Instructions to follow →
The listing below begins with the first line you should copy; stop after the line containing "const directoryColumns: string[]", and drop every picture.

------------------------------------------------

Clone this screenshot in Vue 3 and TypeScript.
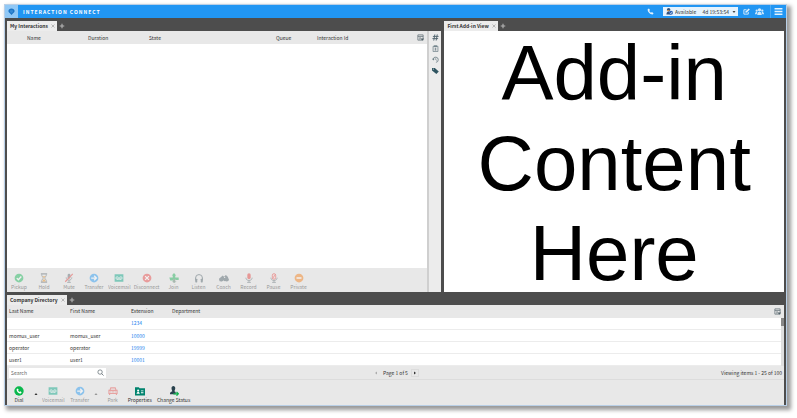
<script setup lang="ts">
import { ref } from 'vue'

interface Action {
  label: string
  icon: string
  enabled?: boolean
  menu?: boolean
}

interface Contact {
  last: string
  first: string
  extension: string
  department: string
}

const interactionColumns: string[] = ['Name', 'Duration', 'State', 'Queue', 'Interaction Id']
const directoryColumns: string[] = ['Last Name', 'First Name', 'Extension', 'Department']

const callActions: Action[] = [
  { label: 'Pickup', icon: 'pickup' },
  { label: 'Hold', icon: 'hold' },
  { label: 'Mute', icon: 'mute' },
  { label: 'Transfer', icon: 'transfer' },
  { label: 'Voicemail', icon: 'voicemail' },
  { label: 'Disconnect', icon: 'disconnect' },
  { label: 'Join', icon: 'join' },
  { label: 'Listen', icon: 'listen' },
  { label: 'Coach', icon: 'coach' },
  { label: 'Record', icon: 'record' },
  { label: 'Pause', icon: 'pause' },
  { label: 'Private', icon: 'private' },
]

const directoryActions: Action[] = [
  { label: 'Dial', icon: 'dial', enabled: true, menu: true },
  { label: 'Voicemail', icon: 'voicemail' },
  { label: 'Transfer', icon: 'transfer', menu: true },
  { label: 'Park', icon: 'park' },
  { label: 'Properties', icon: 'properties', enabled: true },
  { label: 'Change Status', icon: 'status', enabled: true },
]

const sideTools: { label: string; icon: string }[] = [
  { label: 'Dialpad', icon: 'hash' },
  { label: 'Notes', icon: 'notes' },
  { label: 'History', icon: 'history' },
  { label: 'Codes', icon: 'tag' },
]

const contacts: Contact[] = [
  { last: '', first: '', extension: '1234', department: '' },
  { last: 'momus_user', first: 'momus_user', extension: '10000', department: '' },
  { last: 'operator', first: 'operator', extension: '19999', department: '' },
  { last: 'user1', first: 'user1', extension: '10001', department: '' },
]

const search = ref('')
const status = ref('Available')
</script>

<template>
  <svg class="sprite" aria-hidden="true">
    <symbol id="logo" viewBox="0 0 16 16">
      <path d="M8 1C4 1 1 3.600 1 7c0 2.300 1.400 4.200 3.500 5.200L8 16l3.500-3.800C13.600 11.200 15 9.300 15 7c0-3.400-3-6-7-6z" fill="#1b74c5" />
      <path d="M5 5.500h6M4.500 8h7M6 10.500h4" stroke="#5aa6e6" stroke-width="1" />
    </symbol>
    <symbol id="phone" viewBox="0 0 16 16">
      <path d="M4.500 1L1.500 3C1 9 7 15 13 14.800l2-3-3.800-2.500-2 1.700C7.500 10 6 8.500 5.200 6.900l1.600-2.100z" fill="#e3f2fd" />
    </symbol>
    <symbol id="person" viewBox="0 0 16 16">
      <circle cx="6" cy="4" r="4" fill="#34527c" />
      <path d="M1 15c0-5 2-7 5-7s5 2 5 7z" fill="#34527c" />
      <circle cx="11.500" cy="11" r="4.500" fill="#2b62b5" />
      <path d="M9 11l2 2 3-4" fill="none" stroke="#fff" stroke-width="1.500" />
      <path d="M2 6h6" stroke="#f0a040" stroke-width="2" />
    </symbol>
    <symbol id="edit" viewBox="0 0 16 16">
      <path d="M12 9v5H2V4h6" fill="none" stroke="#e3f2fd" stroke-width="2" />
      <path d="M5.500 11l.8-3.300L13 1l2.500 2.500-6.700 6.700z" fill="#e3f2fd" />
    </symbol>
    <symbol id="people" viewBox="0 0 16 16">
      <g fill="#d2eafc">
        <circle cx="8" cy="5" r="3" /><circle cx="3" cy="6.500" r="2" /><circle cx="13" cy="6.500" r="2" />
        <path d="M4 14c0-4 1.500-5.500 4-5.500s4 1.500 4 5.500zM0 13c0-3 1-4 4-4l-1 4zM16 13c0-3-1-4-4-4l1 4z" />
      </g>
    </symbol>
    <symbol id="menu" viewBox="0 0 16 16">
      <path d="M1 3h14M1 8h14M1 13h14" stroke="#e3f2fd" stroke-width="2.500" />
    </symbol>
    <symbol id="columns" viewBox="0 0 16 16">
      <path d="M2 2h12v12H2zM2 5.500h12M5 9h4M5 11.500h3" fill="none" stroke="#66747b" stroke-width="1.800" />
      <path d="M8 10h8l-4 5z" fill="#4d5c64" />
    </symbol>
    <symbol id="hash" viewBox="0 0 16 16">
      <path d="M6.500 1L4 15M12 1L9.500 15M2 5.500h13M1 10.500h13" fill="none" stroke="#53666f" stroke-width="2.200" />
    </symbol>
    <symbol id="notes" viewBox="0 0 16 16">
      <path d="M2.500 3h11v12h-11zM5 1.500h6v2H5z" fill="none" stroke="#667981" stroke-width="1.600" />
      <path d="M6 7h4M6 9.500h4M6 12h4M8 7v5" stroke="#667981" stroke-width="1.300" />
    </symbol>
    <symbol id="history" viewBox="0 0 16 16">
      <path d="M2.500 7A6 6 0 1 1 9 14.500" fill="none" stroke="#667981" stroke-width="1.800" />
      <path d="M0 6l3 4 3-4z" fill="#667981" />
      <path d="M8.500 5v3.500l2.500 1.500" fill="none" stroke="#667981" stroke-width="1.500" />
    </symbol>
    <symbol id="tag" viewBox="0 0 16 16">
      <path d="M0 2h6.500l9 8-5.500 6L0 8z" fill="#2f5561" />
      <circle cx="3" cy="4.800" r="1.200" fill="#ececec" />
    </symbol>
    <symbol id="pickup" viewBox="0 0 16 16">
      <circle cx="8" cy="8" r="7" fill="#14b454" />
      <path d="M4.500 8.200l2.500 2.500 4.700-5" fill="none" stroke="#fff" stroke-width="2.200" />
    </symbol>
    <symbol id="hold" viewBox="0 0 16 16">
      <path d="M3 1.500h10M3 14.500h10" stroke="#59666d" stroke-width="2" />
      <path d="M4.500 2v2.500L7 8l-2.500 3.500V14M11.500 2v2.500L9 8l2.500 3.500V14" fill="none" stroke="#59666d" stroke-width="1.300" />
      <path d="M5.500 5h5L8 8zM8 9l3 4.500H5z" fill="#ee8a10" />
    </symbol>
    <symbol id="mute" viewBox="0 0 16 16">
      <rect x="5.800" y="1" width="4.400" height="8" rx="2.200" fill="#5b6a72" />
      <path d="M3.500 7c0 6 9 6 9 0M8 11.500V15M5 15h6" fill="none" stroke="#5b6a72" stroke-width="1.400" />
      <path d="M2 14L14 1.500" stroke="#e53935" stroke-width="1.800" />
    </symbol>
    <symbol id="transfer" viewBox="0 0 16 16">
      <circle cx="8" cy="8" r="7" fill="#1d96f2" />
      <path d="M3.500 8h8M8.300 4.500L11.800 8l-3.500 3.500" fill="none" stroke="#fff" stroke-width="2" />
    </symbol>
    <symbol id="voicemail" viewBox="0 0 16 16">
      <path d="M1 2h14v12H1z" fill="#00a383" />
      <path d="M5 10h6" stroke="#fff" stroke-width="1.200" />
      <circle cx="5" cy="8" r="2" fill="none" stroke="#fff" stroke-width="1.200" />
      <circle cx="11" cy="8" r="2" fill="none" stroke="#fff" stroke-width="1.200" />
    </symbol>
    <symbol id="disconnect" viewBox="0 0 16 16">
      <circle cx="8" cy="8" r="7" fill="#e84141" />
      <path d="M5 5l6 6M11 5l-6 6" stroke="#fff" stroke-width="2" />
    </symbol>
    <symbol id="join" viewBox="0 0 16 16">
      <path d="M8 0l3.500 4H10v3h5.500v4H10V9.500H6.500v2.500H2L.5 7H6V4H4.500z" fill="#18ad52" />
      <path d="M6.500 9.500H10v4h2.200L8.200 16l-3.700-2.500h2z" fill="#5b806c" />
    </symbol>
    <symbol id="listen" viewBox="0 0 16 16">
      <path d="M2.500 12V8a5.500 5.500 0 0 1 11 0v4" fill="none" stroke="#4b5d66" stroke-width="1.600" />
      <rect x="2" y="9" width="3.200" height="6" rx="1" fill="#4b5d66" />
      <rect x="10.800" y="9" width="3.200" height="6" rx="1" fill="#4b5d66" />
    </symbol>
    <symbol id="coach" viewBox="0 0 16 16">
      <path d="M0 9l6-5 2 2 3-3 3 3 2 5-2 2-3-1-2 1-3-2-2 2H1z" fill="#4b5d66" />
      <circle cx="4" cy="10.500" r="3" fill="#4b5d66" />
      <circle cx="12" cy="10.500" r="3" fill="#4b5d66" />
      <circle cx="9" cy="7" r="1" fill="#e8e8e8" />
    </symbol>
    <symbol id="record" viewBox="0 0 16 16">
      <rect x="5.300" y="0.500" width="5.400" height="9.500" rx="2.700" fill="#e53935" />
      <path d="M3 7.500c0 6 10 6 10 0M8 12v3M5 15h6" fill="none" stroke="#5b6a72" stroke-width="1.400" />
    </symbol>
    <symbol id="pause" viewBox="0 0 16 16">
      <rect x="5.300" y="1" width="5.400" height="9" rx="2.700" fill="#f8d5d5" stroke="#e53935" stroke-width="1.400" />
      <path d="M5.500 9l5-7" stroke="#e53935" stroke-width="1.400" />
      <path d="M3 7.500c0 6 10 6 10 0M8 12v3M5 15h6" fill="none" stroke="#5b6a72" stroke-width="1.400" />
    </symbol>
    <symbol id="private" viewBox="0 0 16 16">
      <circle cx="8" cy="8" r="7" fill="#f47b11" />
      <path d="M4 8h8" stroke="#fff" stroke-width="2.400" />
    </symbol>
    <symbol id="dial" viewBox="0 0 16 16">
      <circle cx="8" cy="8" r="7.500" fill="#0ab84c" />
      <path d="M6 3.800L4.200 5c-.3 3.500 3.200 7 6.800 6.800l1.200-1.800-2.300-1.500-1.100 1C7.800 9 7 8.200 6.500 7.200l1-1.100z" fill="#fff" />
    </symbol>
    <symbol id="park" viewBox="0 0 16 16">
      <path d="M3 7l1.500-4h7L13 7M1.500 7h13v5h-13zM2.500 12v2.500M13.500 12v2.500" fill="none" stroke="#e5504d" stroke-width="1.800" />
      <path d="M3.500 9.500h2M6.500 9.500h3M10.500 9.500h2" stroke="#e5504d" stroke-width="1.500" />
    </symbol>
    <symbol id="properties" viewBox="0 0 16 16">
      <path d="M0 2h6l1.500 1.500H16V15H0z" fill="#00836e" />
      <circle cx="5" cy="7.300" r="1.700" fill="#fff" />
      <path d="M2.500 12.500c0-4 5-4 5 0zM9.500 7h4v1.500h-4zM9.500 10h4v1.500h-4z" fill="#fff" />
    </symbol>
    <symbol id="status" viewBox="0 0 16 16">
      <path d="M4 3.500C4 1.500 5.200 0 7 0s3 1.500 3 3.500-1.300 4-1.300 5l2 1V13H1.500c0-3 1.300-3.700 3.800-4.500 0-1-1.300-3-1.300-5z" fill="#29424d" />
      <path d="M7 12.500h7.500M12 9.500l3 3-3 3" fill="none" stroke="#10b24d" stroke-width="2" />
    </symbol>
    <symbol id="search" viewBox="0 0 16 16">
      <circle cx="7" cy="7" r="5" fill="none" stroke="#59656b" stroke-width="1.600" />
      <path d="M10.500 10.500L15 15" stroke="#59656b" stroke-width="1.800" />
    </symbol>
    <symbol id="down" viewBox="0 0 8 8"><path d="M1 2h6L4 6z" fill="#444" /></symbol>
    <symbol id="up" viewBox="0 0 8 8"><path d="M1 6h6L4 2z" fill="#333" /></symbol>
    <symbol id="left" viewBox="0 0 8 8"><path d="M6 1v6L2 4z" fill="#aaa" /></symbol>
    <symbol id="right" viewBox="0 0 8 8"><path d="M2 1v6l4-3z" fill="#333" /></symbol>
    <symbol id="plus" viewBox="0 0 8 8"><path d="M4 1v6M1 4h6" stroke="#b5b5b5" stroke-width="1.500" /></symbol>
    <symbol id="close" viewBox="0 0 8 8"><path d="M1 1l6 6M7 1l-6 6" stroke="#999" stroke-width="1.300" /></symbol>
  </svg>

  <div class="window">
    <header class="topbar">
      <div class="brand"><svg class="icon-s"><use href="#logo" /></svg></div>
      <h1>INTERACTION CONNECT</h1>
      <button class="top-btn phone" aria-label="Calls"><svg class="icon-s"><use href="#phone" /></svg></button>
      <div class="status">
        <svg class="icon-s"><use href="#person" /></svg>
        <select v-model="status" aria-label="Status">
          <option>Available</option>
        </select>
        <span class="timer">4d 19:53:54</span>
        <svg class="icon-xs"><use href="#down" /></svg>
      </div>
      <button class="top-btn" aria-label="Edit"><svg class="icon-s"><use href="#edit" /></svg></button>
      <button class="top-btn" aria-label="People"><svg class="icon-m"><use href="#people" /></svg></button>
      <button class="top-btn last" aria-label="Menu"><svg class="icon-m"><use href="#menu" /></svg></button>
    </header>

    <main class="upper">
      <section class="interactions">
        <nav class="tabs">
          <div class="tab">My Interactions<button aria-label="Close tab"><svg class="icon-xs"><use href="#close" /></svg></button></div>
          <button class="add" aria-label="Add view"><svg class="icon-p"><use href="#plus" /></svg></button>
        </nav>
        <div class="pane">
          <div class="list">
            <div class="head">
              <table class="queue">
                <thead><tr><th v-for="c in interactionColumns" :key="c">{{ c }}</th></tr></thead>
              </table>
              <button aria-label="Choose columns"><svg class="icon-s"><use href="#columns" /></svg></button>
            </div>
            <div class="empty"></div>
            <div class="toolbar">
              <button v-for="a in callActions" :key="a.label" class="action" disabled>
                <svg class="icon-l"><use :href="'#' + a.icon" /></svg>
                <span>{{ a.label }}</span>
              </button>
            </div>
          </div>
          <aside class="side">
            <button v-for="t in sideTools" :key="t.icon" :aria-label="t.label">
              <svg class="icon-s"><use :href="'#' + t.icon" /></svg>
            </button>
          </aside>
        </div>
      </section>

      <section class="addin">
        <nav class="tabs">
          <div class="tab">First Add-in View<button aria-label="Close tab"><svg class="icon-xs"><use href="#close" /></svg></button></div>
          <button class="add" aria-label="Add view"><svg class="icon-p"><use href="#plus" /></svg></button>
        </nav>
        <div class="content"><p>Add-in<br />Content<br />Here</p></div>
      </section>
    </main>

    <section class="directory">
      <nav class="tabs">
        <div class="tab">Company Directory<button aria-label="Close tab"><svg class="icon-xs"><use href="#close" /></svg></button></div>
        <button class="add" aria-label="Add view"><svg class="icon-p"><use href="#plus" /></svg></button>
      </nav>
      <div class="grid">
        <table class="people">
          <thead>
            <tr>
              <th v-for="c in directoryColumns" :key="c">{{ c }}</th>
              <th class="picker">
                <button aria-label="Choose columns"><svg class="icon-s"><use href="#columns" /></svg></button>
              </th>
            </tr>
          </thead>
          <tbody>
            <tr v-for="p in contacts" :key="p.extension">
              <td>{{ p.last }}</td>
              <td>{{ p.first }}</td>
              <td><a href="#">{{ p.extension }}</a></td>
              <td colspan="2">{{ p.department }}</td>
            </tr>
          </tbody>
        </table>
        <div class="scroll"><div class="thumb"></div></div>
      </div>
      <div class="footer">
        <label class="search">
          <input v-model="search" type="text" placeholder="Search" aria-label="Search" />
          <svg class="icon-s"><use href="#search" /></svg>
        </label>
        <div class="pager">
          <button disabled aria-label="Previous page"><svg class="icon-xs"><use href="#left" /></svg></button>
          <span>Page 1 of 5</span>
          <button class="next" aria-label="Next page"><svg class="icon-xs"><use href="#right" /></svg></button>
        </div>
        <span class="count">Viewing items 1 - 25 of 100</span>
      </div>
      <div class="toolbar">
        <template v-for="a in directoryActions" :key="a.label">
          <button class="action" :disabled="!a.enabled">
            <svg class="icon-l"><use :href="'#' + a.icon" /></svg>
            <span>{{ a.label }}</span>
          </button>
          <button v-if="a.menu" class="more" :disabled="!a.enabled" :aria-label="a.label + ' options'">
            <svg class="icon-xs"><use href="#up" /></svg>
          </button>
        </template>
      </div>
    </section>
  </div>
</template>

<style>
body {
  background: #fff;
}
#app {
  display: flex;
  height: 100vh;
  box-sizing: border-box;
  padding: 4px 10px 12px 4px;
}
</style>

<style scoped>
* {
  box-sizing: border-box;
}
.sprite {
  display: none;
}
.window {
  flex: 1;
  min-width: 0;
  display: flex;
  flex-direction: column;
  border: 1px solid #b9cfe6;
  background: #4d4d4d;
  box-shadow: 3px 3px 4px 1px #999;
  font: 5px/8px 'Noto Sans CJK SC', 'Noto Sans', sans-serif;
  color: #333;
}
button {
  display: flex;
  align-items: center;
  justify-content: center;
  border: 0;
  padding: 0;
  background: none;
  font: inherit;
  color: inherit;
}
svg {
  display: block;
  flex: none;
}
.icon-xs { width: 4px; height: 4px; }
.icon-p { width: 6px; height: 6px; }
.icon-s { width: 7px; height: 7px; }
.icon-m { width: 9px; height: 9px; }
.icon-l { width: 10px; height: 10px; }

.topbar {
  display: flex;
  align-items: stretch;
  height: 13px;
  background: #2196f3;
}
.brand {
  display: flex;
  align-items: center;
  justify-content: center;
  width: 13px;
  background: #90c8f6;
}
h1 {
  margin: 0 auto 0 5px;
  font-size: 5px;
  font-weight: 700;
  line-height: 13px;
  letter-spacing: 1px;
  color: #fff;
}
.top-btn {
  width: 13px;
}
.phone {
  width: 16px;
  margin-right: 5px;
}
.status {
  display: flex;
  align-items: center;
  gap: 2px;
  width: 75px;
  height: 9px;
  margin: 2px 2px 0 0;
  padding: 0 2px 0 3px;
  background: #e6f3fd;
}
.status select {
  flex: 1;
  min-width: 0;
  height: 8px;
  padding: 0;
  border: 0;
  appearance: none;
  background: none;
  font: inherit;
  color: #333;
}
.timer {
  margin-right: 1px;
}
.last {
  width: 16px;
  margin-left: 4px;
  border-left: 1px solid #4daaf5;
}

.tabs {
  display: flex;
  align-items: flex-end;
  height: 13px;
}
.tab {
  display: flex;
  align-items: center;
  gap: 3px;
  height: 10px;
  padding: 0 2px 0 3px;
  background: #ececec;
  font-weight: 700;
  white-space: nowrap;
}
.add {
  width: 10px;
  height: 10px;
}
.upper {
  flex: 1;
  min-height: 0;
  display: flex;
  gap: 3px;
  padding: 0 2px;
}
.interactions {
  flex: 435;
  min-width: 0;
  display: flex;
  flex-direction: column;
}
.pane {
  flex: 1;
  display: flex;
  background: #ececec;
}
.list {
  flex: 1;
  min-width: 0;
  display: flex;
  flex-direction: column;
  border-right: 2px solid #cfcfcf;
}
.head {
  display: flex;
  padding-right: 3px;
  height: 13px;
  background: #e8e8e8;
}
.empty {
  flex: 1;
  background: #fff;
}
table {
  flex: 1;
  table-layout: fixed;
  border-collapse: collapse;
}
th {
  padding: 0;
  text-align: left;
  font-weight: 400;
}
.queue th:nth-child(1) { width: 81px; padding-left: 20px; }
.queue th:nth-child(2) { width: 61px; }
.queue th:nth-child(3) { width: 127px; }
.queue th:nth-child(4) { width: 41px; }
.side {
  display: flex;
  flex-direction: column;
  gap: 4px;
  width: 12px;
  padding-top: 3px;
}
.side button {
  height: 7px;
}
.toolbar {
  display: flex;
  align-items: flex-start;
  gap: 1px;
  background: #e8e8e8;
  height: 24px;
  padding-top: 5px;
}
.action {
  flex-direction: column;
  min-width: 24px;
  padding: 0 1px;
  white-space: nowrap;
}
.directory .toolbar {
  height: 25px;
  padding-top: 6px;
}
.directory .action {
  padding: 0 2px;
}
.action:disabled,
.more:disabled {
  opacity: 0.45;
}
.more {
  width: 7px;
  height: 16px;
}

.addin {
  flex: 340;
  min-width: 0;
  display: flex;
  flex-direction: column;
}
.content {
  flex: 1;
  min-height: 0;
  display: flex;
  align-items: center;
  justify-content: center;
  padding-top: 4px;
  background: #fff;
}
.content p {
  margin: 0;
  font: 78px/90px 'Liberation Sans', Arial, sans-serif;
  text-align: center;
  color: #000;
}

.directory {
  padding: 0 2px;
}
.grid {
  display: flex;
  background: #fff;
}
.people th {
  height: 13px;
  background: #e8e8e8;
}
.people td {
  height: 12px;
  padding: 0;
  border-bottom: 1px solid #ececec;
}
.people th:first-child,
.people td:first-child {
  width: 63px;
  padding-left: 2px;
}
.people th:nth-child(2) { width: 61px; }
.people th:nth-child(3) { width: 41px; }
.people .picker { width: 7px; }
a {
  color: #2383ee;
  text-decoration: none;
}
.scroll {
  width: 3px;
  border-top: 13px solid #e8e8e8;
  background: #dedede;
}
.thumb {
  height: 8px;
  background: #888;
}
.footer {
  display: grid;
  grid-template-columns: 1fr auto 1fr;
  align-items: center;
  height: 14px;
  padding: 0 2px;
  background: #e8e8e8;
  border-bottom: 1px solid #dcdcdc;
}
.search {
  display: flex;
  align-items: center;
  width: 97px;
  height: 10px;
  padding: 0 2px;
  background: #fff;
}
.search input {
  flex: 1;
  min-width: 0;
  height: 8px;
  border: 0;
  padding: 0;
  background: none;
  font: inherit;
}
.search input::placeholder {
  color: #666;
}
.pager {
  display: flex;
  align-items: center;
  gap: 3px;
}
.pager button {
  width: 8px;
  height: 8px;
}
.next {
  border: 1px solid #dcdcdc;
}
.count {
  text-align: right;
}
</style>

------------------------------------------------

Finished answer →
Clone this screenshot in Vue 3 and TypeScript.
<script setup lang="ts">
import { ref } from 'vue'

interface Action {
  label: string
  icon: string
  enabled?: boolean
  menu?: boolean
}

interface Contact {
  last: string
  first: string
  extension: string
  department: string
}

const interactionColumns: string[] = ['Name', 'Duration', 'State', 'Queue', 'Interaction Id']
const directoryColumns: string[] = ['Last Name', 'First Name', 'Extension', 'Department']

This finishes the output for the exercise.